笔者在最近的几篇文章中曾多次谈到,美元去年四季度的飙升与市场对特朗普的执政前景过度乐观密切相关,随着过度乐观情绪的冷却,美元的“特朗普行情”一定会终止。但“特朗普行情”的终止并不意味着美元将陷入趋势性下滑,因为几位大妈级别的女士会取代特朗普这个满嘴放炮的老男人给美元撑起一片天,其中最有权势的一位就是美联储主席耶伦。
既然谈到了耶伦,就不能不提到另一位举足轻重的女士——英国首相特蕾莎·梅。美元近期的下跌压力有她一份功劳。在1月17日的讲话中,梅首相明确了将彻底退出欧洲单一市场,并收回边境控制权的政策立场,但同时又表示希望与欧盟签署自由贸易协定,以最大限度地获取与欧盟自由贸易的好处。

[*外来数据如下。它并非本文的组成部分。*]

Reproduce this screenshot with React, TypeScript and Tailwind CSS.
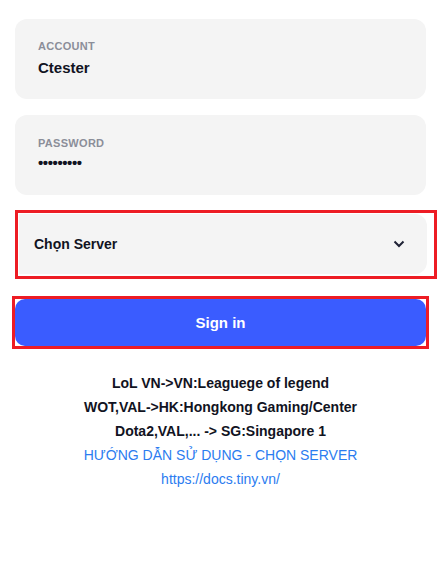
import React from "react";

export default function App() {
  return (
    <div
      className="w-[448px] h-[568px] bg-white overflow-hidden"
      style={{ fontFamily: '"Liberation Sans", Arial, sans-serif' }}
    >
      <div className="pl-[15px] pt-[19px] w-[426px]">
        <div className="h-[80px] rounded-[12px] bg-[#f4f4f4] pl-[23px] pt-[19px]">
          <div className="text-[11px] leading-[16px] font-bold tracking-[0.3px] text-[#8b8e99]">ACCOUNT</div>
          <div className="mt-[4px] text-[15px] leading-[20px] font-bold text-[#111322]">Ctester</div>
        </div>
        <div className="mt-[16px] h-[80px] rounded-[12px] bg-[#f4f4f4] pl-[23px] pt-[20px]">
          <div className="text-[11px] leading-[16px] font-bold tracking-[0.3px] text-[#8b8e99]">PASSWORD</div>
          <div className="mt-[2px] text-[15px] leading-[20px] font-bold text-[#111322] tracking-[-0.4px]">•••••••••</div>
        </div>
      </div>
      <div className="ml-[15px] mt-[15px] w-[422px] h-[69px] border-[3px] border-[#ed1c24] pl-px pt-px pr-[7px] pb-[2px]">
        <div className="h-full bg-[#f4f4f4] rounded-r-[12px] flex items-center justify-between pl-[15px] pr-[22px]">
          <span className="text-[14px] font-bold text-[#111322]">Chọn Server</span>
          <svg width="12" height="8" viewBox="0 0 12 8" fill="none">
            <path d="M1.5 1.5L6 6L10.5 1.5" stroke="#1f2235" strokeWidth="2" />
          </svg>
        </div>
      </div>
      <div className="ml-[12px] mt-[17px] w-[417px] h-[53px] border-[3px] border-[#ed1c24]">
        <div className="h-full rounded-[10px] bg-[#3a5cff] flex items-center justify-center pt-px">
          <span className="text-[15px] font-bold text-white">Sign in</span>
        </div>
      </div>
      <div className="ml-[15px] w-[411px] mt-[22px] text-center text-[14px] leading-[24px]">
        <div className="font-bold text-[#111322]">LoL VN-&gt;VN:Leaguege of legend</div>
        <div className="font-bold text-[#111322]">WOT,VAL-&gt;HK:Hongkong Gaming/Center</div>
        <div className="font-bold text-[#111322]">Dota2,VAL,... -&gt; SG:Singapore 1</div>
        <div className="text-[#2b7cf0]">HƯỚNG DẪN SỬ DỤNG - CHỌN SERVER</div>
        <div className="text-[#2b7cf0]">https://docs.tiny.vn/</div>
      </div>
    </div>
  );
}
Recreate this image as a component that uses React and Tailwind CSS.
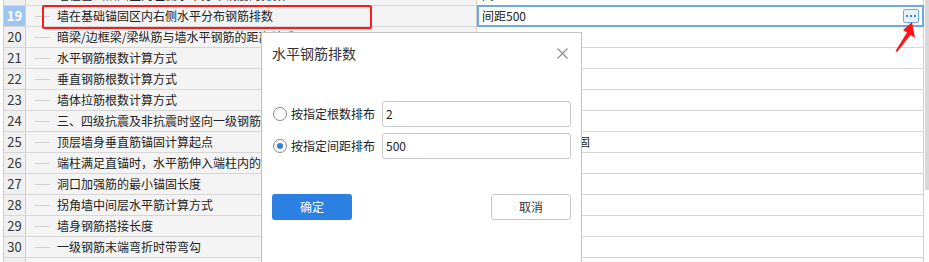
import React from "react";

const rows = [
  { n: 18, name: "墙在基础锚固区内左侧水平分布钢筋的排数", value: "间距500" },
  { n: 19, name: "墙在基础锚固区内右侧水平分布钢筋排数", value: "间距500", sel: true },
  { n: 20, name: "暗梁/边框梁/梁纵筋与墙水平钢筋的距离关系", value: "" },
  { n: 21, name: "水平钢筋根数计算方式", value: "" },
  { n: 22, name: "垂直钢筋根数计算方式", value: "" },
  { n: 23, name: "墙体拉筋根数计算方式", value: "" },
  { n: 24, name: "三、四级抗震及非抗震时竖向一级钢筋搭接", value: "" },
  { n: 25, name: "顶层墙身垂直筋锚固计算起点", value: "从板底开始计算锚固" },
  { n: 26, name: "端柱满足直锚时，水平筋伸入端柱内的长度", value: "" },
  { n: 27, name: "洞口加强筋的最小锚固长度", value: "" },
  { n: 28, name: "拐角墙中间层水平筋计算方式", value: "" },
  { n: 29, name: "墙身钢筋搭接长度", value: "" },
  { n: 30, name: "一级钢筋末端弯折时带弯勾", value: "" },
  { n: 31, name: "", value: "" },
];

const font = { fontFamily: '"Noto Sans CJK SC", "Noto Sans", sans-serif' };

function Row({ r }) {
  return (
    <div className="flex h-[21px] shrink-0 border-b border-[#d6d6d6]">
      <div
        className={
          "w-[22px] shrink-0 border-r border-[#cfcfcf] flex items-center justify-center text-[13px] " +
          (r.sel ? "bg-[#9ec5f2] text-white font-bold" : "bg-[#f0f0f0] text-[#333]")
        }
      >
        {r.n}
      </div>
      <div className="w-[451px] shrink-0 border-r border-[#cfcfcf] bg-[#f4f4f4] flex items-center overflow-hidden whitespace-nowrap">
        <div className="ml-[9px] w-[15px] h-px bg-[#cfcfcf] shrink-0" />
        <div className="ml-[7px] text-[12px] text-[#222]">{r.name}</div>
      </div>
      <div
        className={
          "w-[447px] shrink-0 border-r border-[#cfcfcf] bg-white flex items-center relative " +
          (r.sel ? "" : "")
        }
      >
        <span className="pl-[5px] text-[12px] text-[#222] whitespace-nowrap">{r.value}</span>
        {r.sel && (
          <div className="absolute left-0 top-[-1px] right-[-1px] bottom-[-1px] border-2 border-[#6da7e9]">
            <div className="absolute right-[3px] top-[2px] w-[16px] h-[14px] rounded-[2px] border border-[#6da7e9] bg-[#e9f2fc] flex items-center justify-center gap-[2px]">
              <span className="w-[2px] h-[2px] bg-[#3f86e0]" />
              <span className="w-[2px] h-[2px] bg-[#3f86e0]" />
              <span className="w-[2px] h-[2px] bg-[#3f86e0]" />
            </div>
          </div>
        )}
      </div>
    </div>
  );
}

function Radio({ checked }) {
  return (
    <div className="w-[14px] h-[14px] rounded-full border border-[#8a8a8a] bg-white flex items-center justify-center shrink-0">
      {checked && <div className="w-[6px] h-[6px] rounded-full bg-[#2f80e3]" />}
    </div>
  );
}

export default function App() {
  return (
    <div className="relative w-[929px] h-[262px] overflow-hidden bg-white" style={font}>
      {/* grid */}
      <div className="ml-[3px] mt-[-15px] w-[921px] border-l border-[#cfcfcf] flex flex-col">
        {rows.map((r) => (
          <Row key={r.n} r={r} />
        ))}
      </div>

      {/* scrollbar */}
      <div className="absolute right-0 top-0 w-[4px] h-[190px] bg-[#d8d8d8]" />

      {/* red highlight box */}
      <div className="absolute left-[42px] top-[5px] w-[330px] h-[24px] border-2 border-[#ff1a1a] rounded-[2px]" />

      {/* red arrow */}
      <svg className="absolute left-[890px] top-[18px]" width="30" height="36" viewBox="0 0 30 36">
        <polygon points="22,4 25,20 20.5,17 7,34 5.5,33 17,14.5 13,12" fill="#ff1414" />
      </svg>

      {/* dialog */}
      <div className="absolute left-[261px] top-[32px] w-[321px] h-[240px] bg-white border border-[#c2c2c2] flex flex-col">
        <div className="h-[40px] pl-[10px] pr-[13px] flex items-center justify-between">
          <span className="text-[14px] text-[#333]">水平钢筋排数</span>
          <svg width="11" height="11" viewBox="0 0 11 11">
            <path d="M0.5 0.5 L10.5 10.5 M10.5 0.5 L0.5 10.5" stroke="#8c8c8c" strokeWidth="1.2" />
          </svg>
        </div>
        <div className="mt-[28px] px-[10px] flex flex-col gap-[6px]">
          <div className="h-[26px] flex items-center">
            <div className="ml-[1px]"><Radio /></div>
            <span className="ml-[4px] w-[91px] text-[12px] text-[#222]">按指定根数排布</span>
            <div className="flex-1 h-[26px] border border-[#c8c8c8] rounded-[3px] flex items-center pl-[3px] text-[12px] text-[#222]">2</div>
          </div>
          <div className="h-[26px] flex items-center">
            <div className="ml-[1px]"><Radio checked /></div>
            <span className="ml-[4px] w-[91px] text-[12px] text-[#222]">按指定间距排布</span>
            <div className="flex-1 h-[26px] border border-[#c8c8c8] rounded-[3px] flex items-center pl-[3px] text-[12px] text-[#222]">500</div>
          </div>
        </div>
        <div className="mt-[35px] px-[10px] flex justify-between">
          <div className="w-[80px] h-[26px] rounded-[3px] bg-[#2c80e2] text-white text-[12px] flex items-center justify-center">确定</div>
          <div className="w-[80px] h-[26px] rounded-[3px] border border-[#c8c8c8] bg-white text-[#333] text-[12px] flex items-center justify-center">取消</div>
        </div>
      </div>
    </div>
  );
}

当然,如果梅首相的计划能够实现,对英国来说自然是大大的利好,在其讲话发表之后,英镑大幅上涨3%,相应对美元指数造成打压。
市场舆论将英镑的上涨解释为英国政策的确定性增强,但笔者更倾向于认为,这是前期压注英镑贬值的投机资金获利了结。因为梅首相的讲话并没有太多新内容,利空出尽之后出现反弹很正常。
无论市场如何对英镑的反弹进行事后解释,笔者目前仍然倾向于认为,英镑难以一帆风顺地反弹。原因也不复杂,梅首相的计划对英国来说“太完美了”。将梅首相的脱欧计划用通俗的语言解释一下就是“好处我都要,责任我不担”。
如果梅首相实现了目标,那么欧盟距离彻底解体也就不远了。德国和法国不可能继续维持这个已经出现分裂的大家庭。道理明摆着,如果脱欧后好处不减少,但责任全推掉,凡是有点实力的成员国恐怕都会拍拍屁股走人。最后给欧盟剩下的恐怕都是债台高筑,等着德国人或者欧洲央行出钱救济的懒汉与穷兄弟,这种联盟的存在也就没有什么意义了。
所以,在梅首相提出了雄心勃勃的脱欧计划之后,未来的路恐怕并不好走。正如德国总理默克尔的首席经济顾问迈克尔·富克斯所言“欧盟不可能与英国达成梅期待的协议”。如果市场逐渐发现英国的“脱欧”计划很难顺利推进,英镑恐怕还会经历较大的波动。默克尔总理和梅首相的交锋一定是2017年十分值得观赏的一场政治较量,其中的波折必然不少,而欧元和英镑也难免随之震动。
总之,虽然特朗普拒绝再为强势美元站台,但来自欧洲和美国的几位极具权势的大妈乃至奶奶级的人物会努力接好特朗普的班,美元也许难以延续2014-2016年的强势上攻行情,但维持高位震荡,甚至再创新高的的可能性还是很高的。
如果美元的飙升势头能够缓一缓,这似乎给人民币提供了一个摆脱单边贬值行情的外部环境。现行的定价机制配合监管部门的市场引导,完全有能力实现人民币对美元大幅度、高频率的双向波动,从而打破2014年以来的震荡贬值趋势,进而逐渐稳定市场中弥漫已久的单边贬值预期。
官方数据显示,2016年结售汇逆差较2015年出现明显下滑,在逆差下滑之后市场会对人民币的波动模式更为关注。如果逆差萎缩伴随的是单边贬值的延续甚至加速,市场心理所受冲击可想而知。
2014年以来的经验至少说明,单纯的贬值对化解贬值预期的作用有限,因为没有人知道真正的均衡价位在哪里。在没有参照系的情况下,当所有人都能看到一根确定的贬值趋势线的时候,本能的选择是参与做空。所以,打破单边贬值预期在技术上首先要打破K线图上的单边趋势。
祝各位老朋友好运,也祝人民币好运。